Listed records:
· · · · ·

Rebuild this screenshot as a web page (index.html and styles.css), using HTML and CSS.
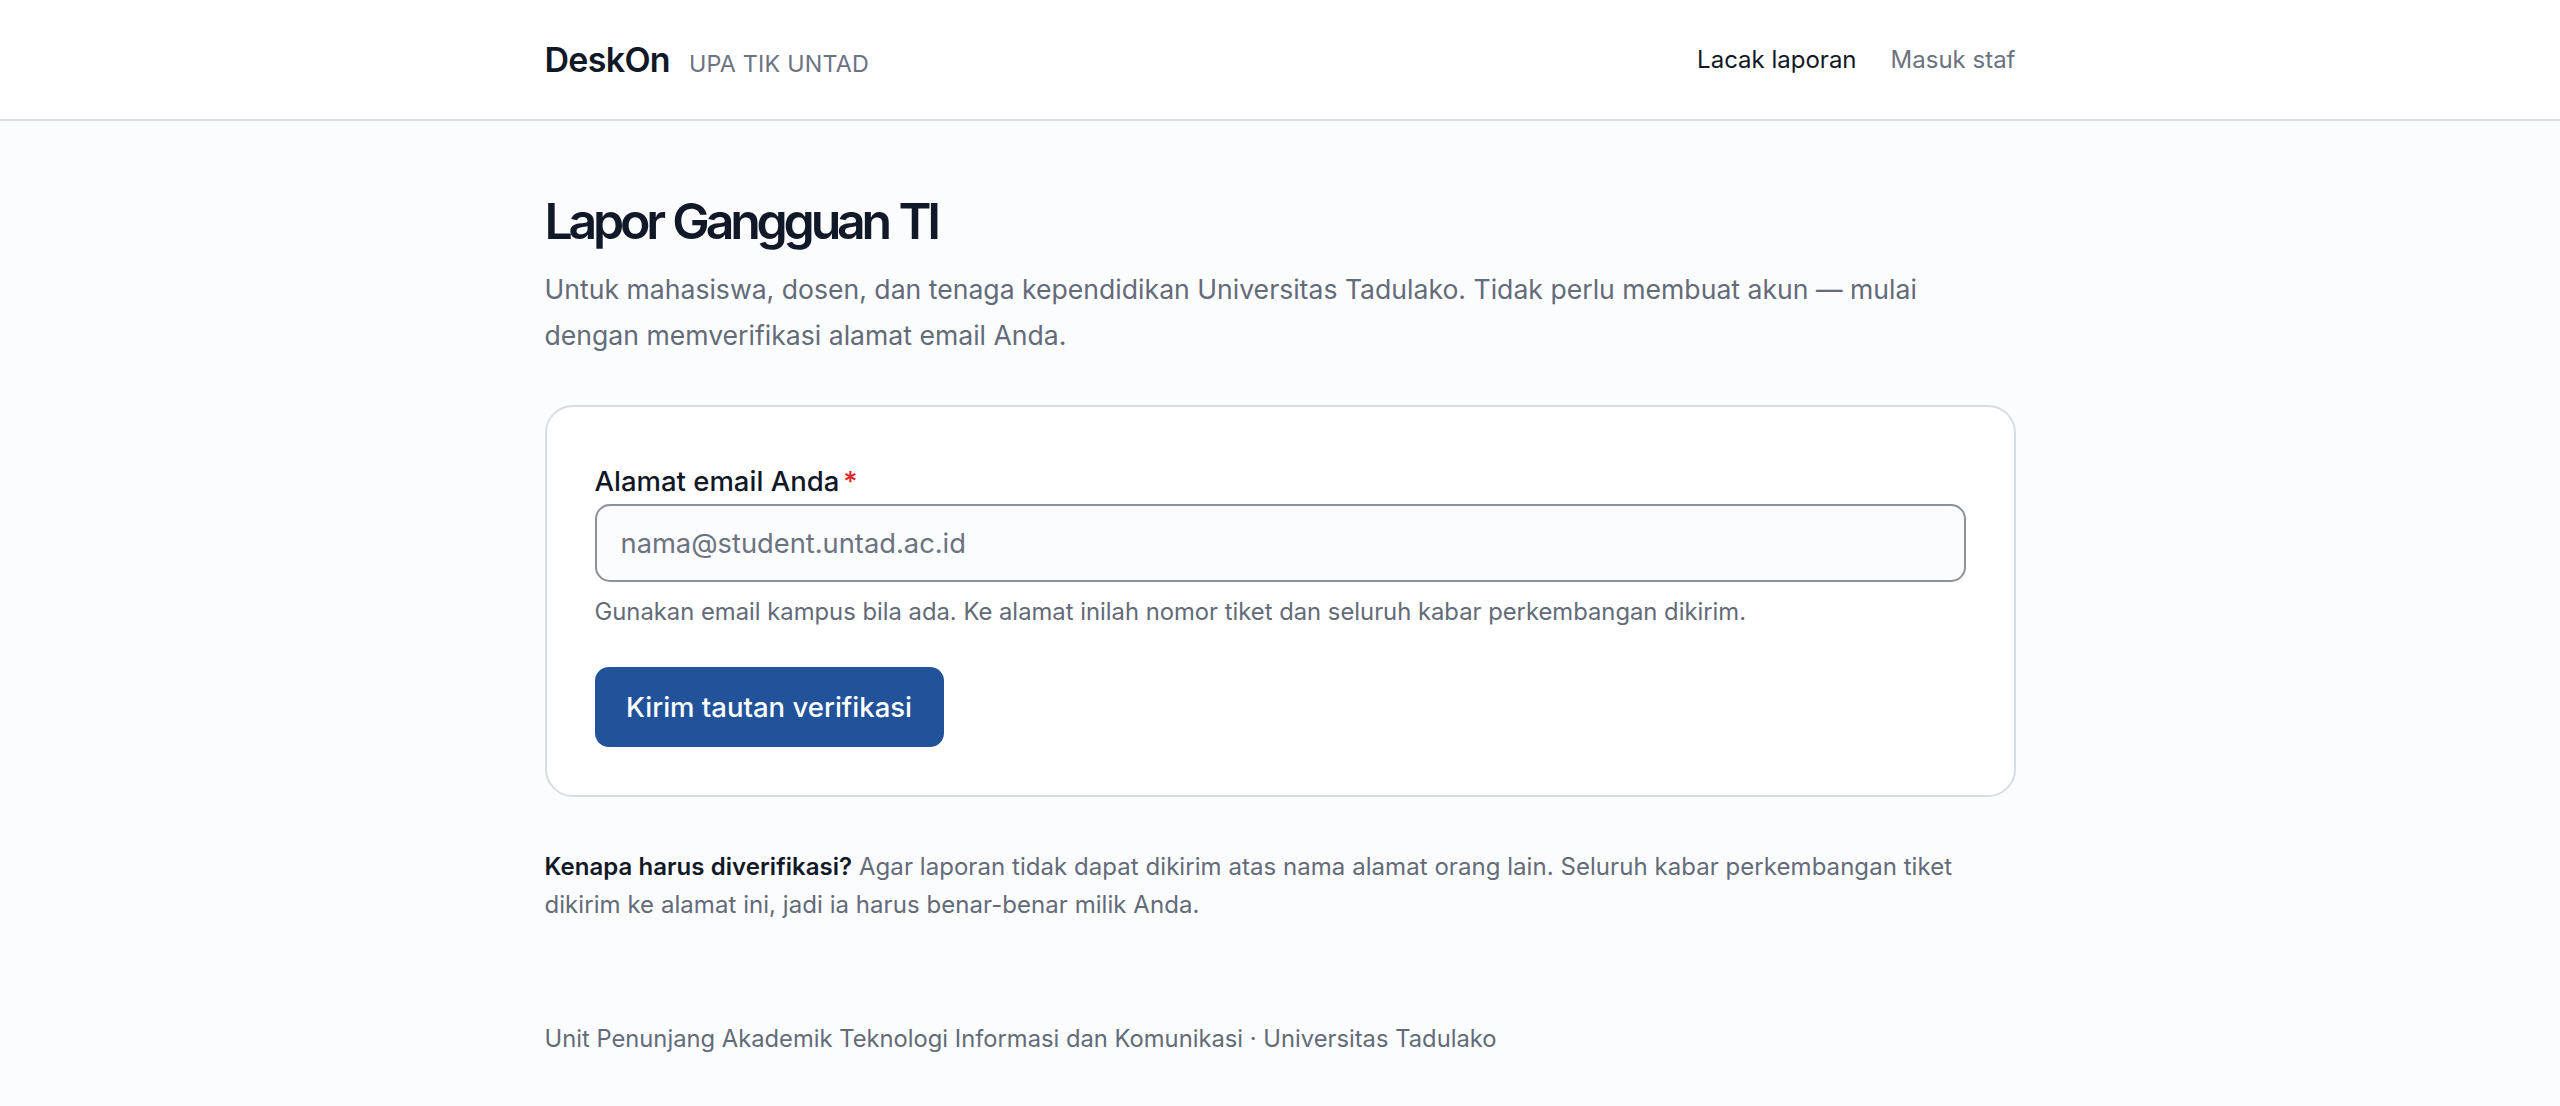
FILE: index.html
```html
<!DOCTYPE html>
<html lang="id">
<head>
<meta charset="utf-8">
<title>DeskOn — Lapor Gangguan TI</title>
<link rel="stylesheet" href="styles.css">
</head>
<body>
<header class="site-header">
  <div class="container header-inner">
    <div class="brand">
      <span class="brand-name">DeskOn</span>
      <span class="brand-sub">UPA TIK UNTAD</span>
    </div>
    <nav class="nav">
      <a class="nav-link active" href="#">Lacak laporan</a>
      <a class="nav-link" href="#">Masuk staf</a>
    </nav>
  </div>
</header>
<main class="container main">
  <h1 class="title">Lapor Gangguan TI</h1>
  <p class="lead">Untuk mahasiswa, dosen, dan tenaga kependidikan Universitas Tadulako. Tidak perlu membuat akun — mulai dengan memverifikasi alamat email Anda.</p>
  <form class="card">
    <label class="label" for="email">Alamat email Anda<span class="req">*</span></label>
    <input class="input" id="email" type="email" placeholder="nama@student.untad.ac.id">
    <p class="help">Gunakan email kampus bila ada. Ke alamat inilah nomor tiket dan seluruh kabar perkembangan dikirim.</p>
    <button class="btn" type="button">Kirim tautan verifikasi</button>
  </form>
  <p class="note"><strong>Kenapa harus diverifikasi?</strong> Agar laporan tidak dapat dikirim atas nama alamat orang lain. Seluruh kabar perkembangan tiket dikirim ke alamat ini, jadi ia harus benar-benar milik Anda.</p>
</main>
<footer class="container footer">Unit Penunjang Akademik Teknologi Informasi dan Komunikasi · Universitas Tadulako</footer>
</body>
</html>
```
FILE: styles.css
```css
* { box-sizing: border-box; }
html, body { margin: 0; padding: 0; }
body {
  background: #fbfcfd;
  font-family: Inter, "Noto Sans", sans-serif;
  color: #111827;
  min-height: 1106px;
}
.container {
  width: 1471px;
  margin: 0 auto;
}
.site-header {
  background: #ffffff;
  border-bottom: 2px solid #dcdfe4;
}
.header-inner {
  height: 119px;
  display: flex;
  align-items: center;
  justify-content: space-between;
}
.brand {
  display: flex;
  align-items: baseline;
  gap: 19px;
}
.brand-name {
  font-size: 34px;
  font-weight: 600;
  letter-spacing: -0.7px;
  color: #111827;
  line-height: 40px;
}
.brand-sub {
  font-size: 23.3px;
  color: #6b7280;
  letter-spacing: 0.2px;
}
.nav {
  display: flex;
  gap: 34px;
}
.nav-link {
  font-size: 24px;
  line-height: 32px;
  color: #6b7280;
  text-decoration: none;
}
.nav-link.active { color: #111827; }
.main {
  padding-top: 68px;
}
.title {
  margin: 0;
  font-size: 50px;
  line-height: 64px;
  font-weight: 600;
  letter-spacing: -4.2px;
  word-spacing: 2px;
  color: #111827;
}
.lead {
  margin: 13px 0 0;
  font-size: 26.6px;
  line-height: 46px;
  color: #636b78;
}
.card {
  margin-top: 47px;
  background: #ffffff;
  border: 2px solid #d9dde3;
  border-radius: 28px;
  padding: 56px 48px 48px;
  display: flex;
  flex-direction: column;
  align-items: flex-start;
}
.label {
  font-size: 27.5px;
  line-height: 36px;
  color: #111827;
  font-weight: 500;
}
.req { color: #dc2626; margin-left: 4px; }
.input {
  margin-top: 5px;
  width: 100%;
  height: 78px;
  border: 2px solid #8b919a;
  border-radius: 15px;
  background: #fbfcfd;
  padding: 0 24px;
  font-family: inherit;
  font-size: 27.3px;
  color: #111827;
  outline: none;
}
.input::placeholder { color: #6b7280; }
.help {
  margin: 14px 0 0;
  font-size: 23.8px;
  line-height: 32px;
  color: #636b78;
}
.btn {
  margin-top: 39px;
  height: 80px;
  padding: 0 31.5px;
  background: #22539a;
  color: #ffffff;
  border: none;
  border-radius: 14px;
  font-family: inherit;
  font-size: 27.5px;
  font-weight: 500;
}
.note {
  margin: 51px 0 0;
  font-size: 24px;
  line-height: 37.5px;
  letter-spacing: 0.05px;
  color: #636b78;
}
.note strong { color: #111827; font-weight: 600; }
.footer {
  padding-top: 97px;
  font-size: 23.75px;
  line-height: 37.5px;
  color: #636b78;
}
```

· · · · ·

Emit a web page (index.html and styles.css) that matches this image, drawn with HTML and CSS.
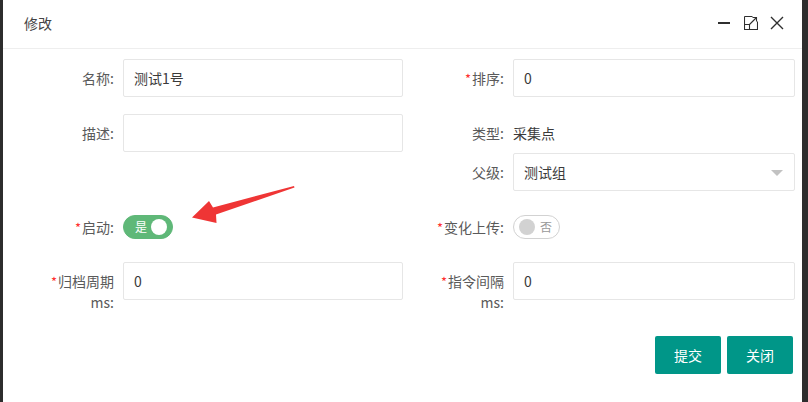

· · · · ·

Problem to work on: In the listing, how many lines hold "this"? Answer with a bare number.

Finished exercise: 2